Corruption is not an issue that is raised regularly in arbitration proceedings in domestic cases, but, since 2011, it has been increasingly invoked and pleaded in cases involving the State and state entities whether in international or local proceedings. That said, it is worth noting that Egypt has ratified the United Nations Convention against Corruption in 2005, which aims at eliminating corruption as a major impediment to development in poor countries and regions, and obliges member states to implement a wide and detailed range of anti-corruption measures affecting their laws, institutions and practices. Before national courts, the standards for proving corruption is quite high and it must be proven beyond reasonable doubt.
Also, it is worth noting that sometimes arbitral proceedings may be seriously abused to conceal sham dealings. For example, in a recent sham arbitration case, in January and May 2019 the Egyptian courts passed and confirmed imprisonment sentences against certain individuals and members of a purported local arbitration institution who were engaged in sham arbitral proceedings. Criminal charges of misappropriation by fraudulent means and forgery were made against the sentenced individuals. (Al-Nozha Misdemeanor Court in Cairo, case no. 12648 of JY 2018; Cairo Court of Appeal, appeal no. 695 of JY 2019 (East Cairo Appeals)). This was an exceptional case that involved a criminal scheme that resulted in the issuance of a US$18 billion award against Chevron and enforcement petitions were also declined by US courts in California and Houston in relation to the award resulting from the said proceedings in Cairo.
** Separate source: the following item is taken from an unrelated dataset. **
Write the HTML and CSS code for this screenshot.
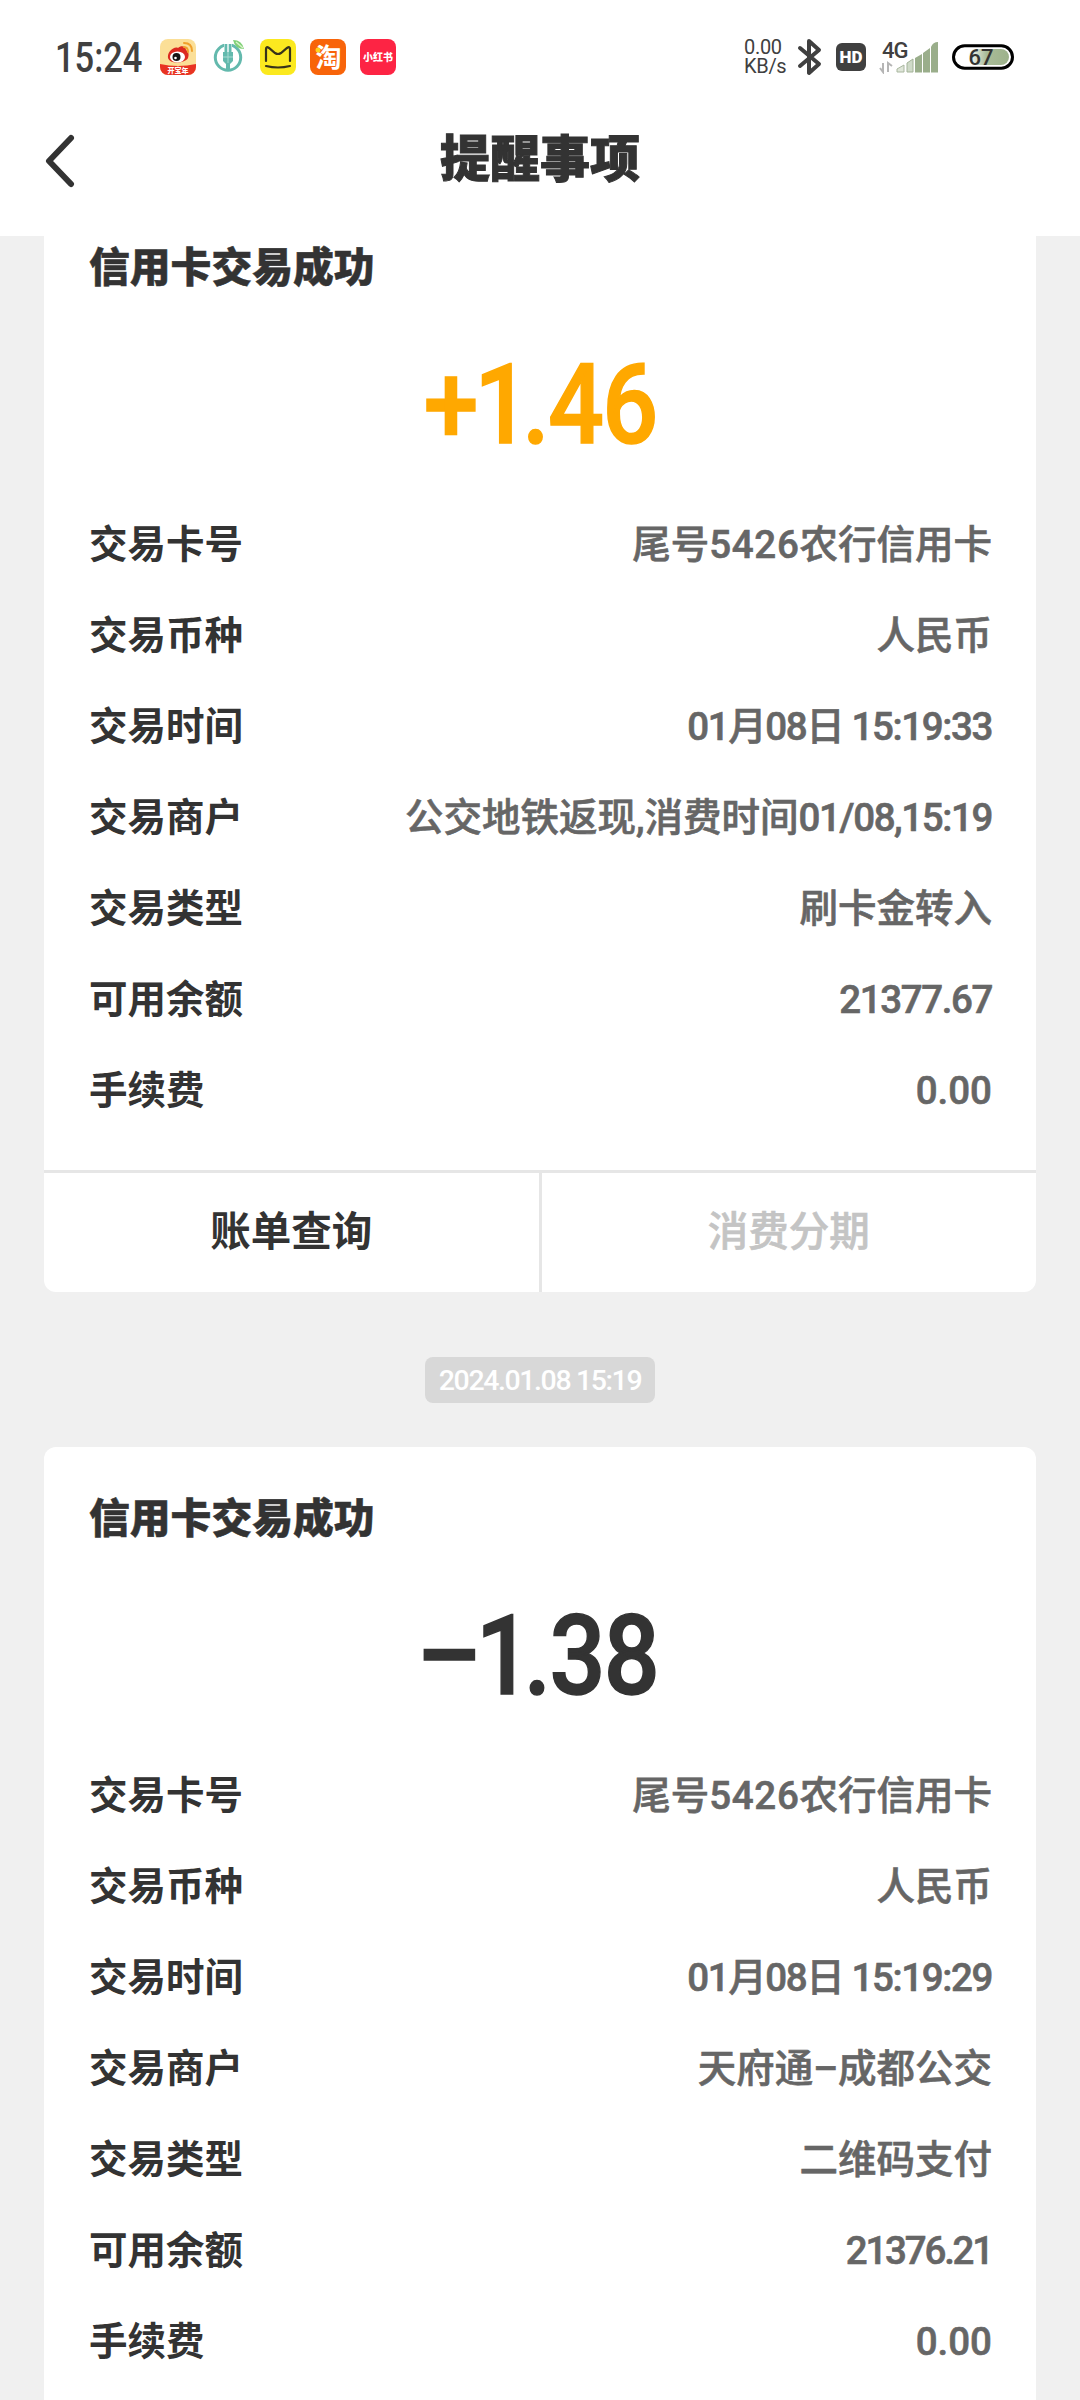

Have there been any recent court decisions in your country considering the definition and application of “public policy” in the context of enforcing or setting aside an arbitral award?
In fact, there exist numerous court decisions addressing public policy as a ground for annulment and refusal of enforcement of arbitral awards. However, Egyptian courts appear to be enforcement friendly (with respect to awards related to non-administrative contracts) and the public policy ground is normally narrowly construed.
As to the definition of public policy, it is worth noting that it has been well-established by the Egyptian Court of Cassation that contravention of public policy in Egypt consists that the award is in contravention with the social, political, economic and ethical principles in the country which are related to the nation’s higher interests.
The public policy definition provided by Egyptian courts reads: ‘Rules aiming to achieve a public interest, whether political, social, economic, pertaining to the society’s high order and which prevails over the individual’s interest.’ (Court of Cassation, challenge no. 385 of JY 44, hearing session dated 24 April 1980) In this regard, the Court of Cassation has adopted an ‘objective’ notion of public policy, and ruled that a judge must define public policy based on objective criteria, reflecting general trends of the Egyptian community at a given time. (Court of Cassation, challenge no. 10132 of JY 78, hearing session dated 11 May 2010 and challenge no. 12790 of JY 75, hearing session dated 22 March 2011).
Furthermore, there exists two separate categories of public policy in Egypt, i.e. procedural public policy and substantive public policy. In this respect, the Egyptian Court of Cassation held that the violation of public policy may occur ‘in case of violation of provisions of the law regulating the arbitral process or violation through deciding [on the merits] in contravention with public policy.’ (Court of Cassation, challenge no. 10132 of JY 78, hearing session dated 11 May 2010 and challenge no. 12790 of JY 75, hearing session dated 22 March 2011) Accordingly, examples of procedural public policy, as adopted by Egyptian courts, include the prohibition of compulsory arbitration (See, for example, Cairo Court of Appeal, commercial circuit no. 91, case no. 88 of JY 120, hearing session dated 28 April 2004) and the requirement that at least one oral hearing be repeated if an arbitrator is replaced after hearings have ended. (Court of Cassation, challenge no. 4083 of JY 77, hearing session dated 27 April 2014) As to the substantive public policy application by Egyptian courts, it can be referred to the example of prohibition of late payment interest exceeding the maximum ceiling of 7% set by law, and which does not apply to bank loans. (Court of Cassation, challenge no. 810 of JY 71, hearing session dated 25 January 2007)
Moreover, it is worth noting that the Cairo Court of Appeal considered that a mandatory rule is not necessarily part of public policy and stated that ‘if public policy encompasses, in general, the fundamental interests of the society affecting its economic, social and political values on which it is based, it is difficult to provide an exhaustive definition for public policy since its content is relative, flexible and evolving.’ (Cairo Court of Appeal, commercial circuit no. 91, cases nos. 108 and 111 of JY 121, hearing session dated 30 May 2005) The Court of Cassation confirmed same approach and ruled that the breach of a mandatory rule does not ex officio or ipso facto qualify as a ground for annulment of an award for violation of public policy. (Court of Cassation, challenge no. 12790 of JY 75, hearing session dated 22 March 2011)
Finally, in a very recent court decision annulling an arbitral award, the concept of public policy has been defined as a group of imperative/peremptory norms which the parties cannot derogate from by agreement, by way of exception from the principle of party autonomy. (Cairo Court of Appeal, commercial circuit no. 91, case no. 17 of JY 134, hearing session dated 14 May 2019)
Have there been any recent court decisions in your country considering the judgment of the Court of Justice of the European Union in Slovak Republic v Achmea BV (Case C-284/16) with respect to intra-European Union bilateral investment treaties or the Energy Charter Treaty? Are there any pending decisions?
No court decisions have been made on this case specifically. Furthermore, with regard to the matter of respective views on intra BITs, the trend in Egypt, considering its place in the African region, is quite the contrary to Europe as a whole. The African region is presently pro-intra-African/intra-regional BITs, a trend that is generally on the rise between countries of the African region.
Have there are been any recent decisions in your country considering the General Court of the European Union’s decision Micula & ors (Joined Cases T-624/15, T-694/15 and T-694.15), ECLI:EU:T:2019:423, dated 18 June 2019? Are there any pending decisions?
No court decisions have been made on this specific case and there are no known pending decisions in this respect.